Wie der „Spielewald Eiche“ ächzt auch der Kinderbauernhof „Pinke­-Panke“ unter den Auswirkungen der Corona-Pandemie. Zwar erhält das Projekt öffentliche Mittel von der Stadt und vom Bezirk sowie Spenden. Aber von den 50 000 Euro Eigenmitteln, die die Initiative normalerweise pro Jahr erwirtschaftet, konnte sie 2020 nur die Hälfte einnehmen. „Wenn wir im Juli nicht aufmachen dürfen, sieht es für uns düster aus“, sagt Annett Rose. Trotzdem bleibt sie optimistisch. Der Kinderbauernhof „Pinke-Panke“ stand schon mehrmals vor dem Aus. Bisher ging es immer weiter.

Kreativ ackern

Auf der Familienfarm der „Alten Fasanerie“ in Lübars ist an diesem Freitag Ackerhelfertag. Er beginnt mit einer Runde Acker-Yoga, ein paar Dehn- und Atemübungen, bevor die freiwilligen Helfer*innen mit ihren Spaten die Erde lockern und im Gewächshaus Spinat und Radieschen ernten. Fatima (7) und Galeb (6) sind mit ihrer Mutter zum ersten Mal hier. Einen ganzen Eimer Unkraut tragen sie in Richtung Schafstall. Ausnahmsweise dürfen sie ins Gehege und die Tiere damit füttern.

„Wir achten sehr auf eine artgerechte Haltung“, erklärt Hofleiter Jonas Fischer. „Deshalb ist es wichtig, dass die Tiere kein Brot oder andere mitgebrachte Speisen bekommen und nur nach Rücksprache gefüttert werden.“

Dass wieder Tiere auf dem Gelände des historischen Hofguts aus dem 18. Jahrhundert leben, gleicht einer kleinen Sensation. Im vergangenen Jahr musste der Träger, das gemeinnützige Elisabethstift Berlin, Minischweine, Hühner, Schafe, Ziegen und Alpakas verkaufen. Bei einer groß angelegten Spendenaktion kamen nicht die notwendigen Mittel zusammen, um alle Tiere zu behalten.

Inzwischen kehren sie nach und nach zurück. Neben Schafen gibt es jetzt auch Hühner. Elias (6) und seine Schwester Sarah (4) füttern sie und sammeln in der Voliere Eier ein. Dreimal pro Woche kommen die beiden Ponys eines externen Hofes auf die Anlage, um unter der Anleitung einer ausgebildeten Hippolini®-Lehrkraft den Kindern einen pädagogischen Einstieg in das Reiten zu ermöglichen. Kinder, die sich für einen Platz in einer der Gruppen interessieren, brauchen Geduld, denn die Warteliste ist lang.

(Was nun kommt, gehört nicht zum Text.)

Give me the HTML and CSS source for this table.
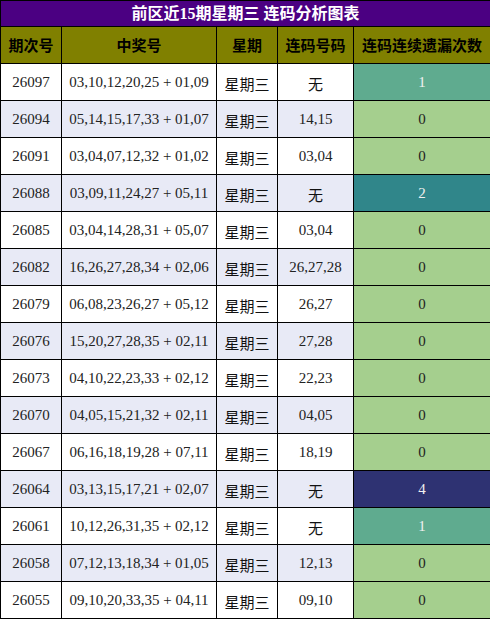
FILE: index.html
```html
<!DOCTYPE html>
<html lang="zh">
<head>
<meta charset="utf-8">
<link rel="stylesheet" href="styles.css">
</head>
<body>
<table class="chart">
  <colgroup>
    <col class="c1"><col class="c2"><col class="c3"><col class="c4"><col class="c5">
  </colgroup>
  <thead>
    <tr class="title"><th colspan="5">前区近15期星期三 连码分析图表</th></tr>
    <tr class="head"><th>期次号</th><th>中奖号</th><th>星期</th><th>连码号码</th><th>连码连续遗漏次数</th></tr>
  </thead>
  <tbody>
    <tr class="odd"><td>26097</td><td>03,10,12,20,25 + 01,09</td><td class="cjk">星期三</td><td class="cjk">无</td><td class="m1">1</td></tr>
    <tr class="even"><td>26094</td><td>05,14,15,17,33 + 01,07</td><td class="cjk">星期三</td><td>14,15</td><td class="m0">0</td></tr>
    <tr class="odd"><td>26091</td><td>03,04,07,12,32 + 01,02</td><td class="cjk">星期三</td><td>03,04</td><td class="m0">0</td></tr>
    <tr class="even"><td>26088</td><td>03,09,11,24,27 + 05,11</td><td class="cjk">星期三</td><td class="cjk">无</td><td class="m2">2</td></tr>
    <tr class="odd"><td>26085</td><td>03,04,14,28,31 + 05,07</td><td class="cjk">星期三</td><td>03,04</td><td class="m0">0</td></tr>
    <tr class="even"><td>26082</td><td>16,26,27,28,34 + 02,06</td><td class="cjk">星期三</td><td>26,27,28</td><td class="m0">0</td></tr>
    <tr class="odd"><td>26079</td><td>06,08,23,26,27 + 05,12</td><td class="cjk">星期三</td><td>26,27</td><td class="m0">0</td></tr>
    <tr class="even"><td>26076</td><td>15,20,27,28,35 + 02,11</td><td class="cjk">星期三</td><td>27,28</td><td class="m0">0</td></tr>
    <tr class="odd"><td>26073</td><td>04,10,22,23,33 + 02,12</td><td class="cjk">星期三</td><td>22,23</td><td class="m0">0</td></tr>
    <tr class="even"><td>26070</td><td>04,05,15,21,32 + 02,11</td><td class="cjk">星期三</td><td>04,05</td><td class="m0">0</td></tr>
    <tr class="odd"><td>26067</td><td>06,16,18,19,28 + 07,11</td><td class="cjk">星期三</td><td>18,19</td><td class="m0">0</td></tr>
    <tr class="even"><td>26064</td><td>03,13,15,17,21 + 02,07</td><td class="cjk">星期三</td><td class="cjk">无</td><td class="m4">4</td></tr>
    <tr class="odd"><td>26061</td><td>10,12,26,31,35 + 02,12</td><td class="cjk">星期三</td><td class="cjk">无</td><td class="m1">1</td></tr>
    <tr class="even"><td>26058</td><td>07,12,13,18,34 + 01,05</td><td class="cjk">星期三</td><td>12,13</td><td class="m0">0</td></tr>
    <tr class="odd"><td>26055</td><td>09,10,20,33,35 + 04,11</td><td class="cjk">星期三</td><td>09,10</td><td class="m0">0</td></tr>
  </tbody>
</table>
</body>
</html>
```

FILE: styles.css
```css
html, body {
  margin: 0;
  padding: 0;
  background: #ffffff;
}

.chart {
  border-collapse: collapse;
  table-layout: fixed;
  width: 490px;
  font-family: "Liberation Serif", "Noto Sans CJK SC", serif;
  font-size: 15px;
  line-height: 18px;
  color: #222;
}

.c1 { width: 61px; }
.c2 { width: 155px; }
.c3 { width: 61px; }
.c4 { width: 76px; }
.c5 { width: 137px; }

.chart th,
.chart td {
  border: 1px solid #000;
  padding: 0;
  text-align: center;
  vertical-align: middle;
}

.title th {
  background: #4b0082;
  color: #ffffff;
  height: 25px;
  font-size: 16px;
  font-weight: bold;
  font-family: "Liberation Serif", "Noto Sans CJK SC", serif;
}

.head th {
  background: #808000;
  color: #000;
  height: 36px;
  font-size: 15px;
  font-weight: bold;
  font-family: "Noto Sans CJK SC", sans-serif;
}

.chart td {
  height: 36px;
}

.odd td { background: #ffffff; }
.even td { background: #e8eaf6; }

.chart td.cjk {
  font-family: "Noto Sans CJK SC", sans-serif;
  font-size: 15px;
  height: 32px;
  padding-top: 4px;
  color: #111;
}

.chart td.m0 { background: #a5cf8e; color: #222; }
.chart td.m1 { background: #5fab8f; color: #f0f0f0; }
.chart td.m2 { background: #30868a; color: #f0f0f0; }
.chart td.m4 { background: #2e3272; color: #f0f0f0; }
```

Doch die „Alte Fasanerie“ ist viel mehr als ein Streichelzoo. Sie will ein Begegnungsort sein für Menschen jeden Alters. „Gerade in Pandemie-Zeiten können wir an der frischen Luft in kleinen Gruppen viele Aktionen ermöglichen“, sagt Jonas Fischer. Er ist eigentlich Schauspieler und bot Feriencamps für Kinder an, bevor er im Januar die Leitung der Familienfarm übernahm. Auch in den Osterferien konnten zwei Camps stattfinden.

„Wir arbeiten auf dem Acker nach dem Prinzip der Permakultur, das sich natürliche Kreisläufe zunutze macht“, sagt er. „Alle Bereiche sollen organisch ineinandergreifen.“ So werden an den Ackertagen Ideen gesammelt, wie der geplante Natur­erlebnisort aussehen könnte. Im Gespräch sind ein Barfußpfad und ein Kletterpark. Für das neue Projekt sammelt Jonas Fischer in einer Crowdfundig-Kampagne Spenden.

Er ist überzeugt: Nur wenn Kinder die Zusammenhänge in der Natur begreifen, setzen sie sich als Erwachsene auch für ihren Schutz ein. Sie lernen respektvoll mit Tieren umzugehen und soziales Verhalten untereinander. Denn viele Aufgaben lassen sich nur im Team bewerkstelligen.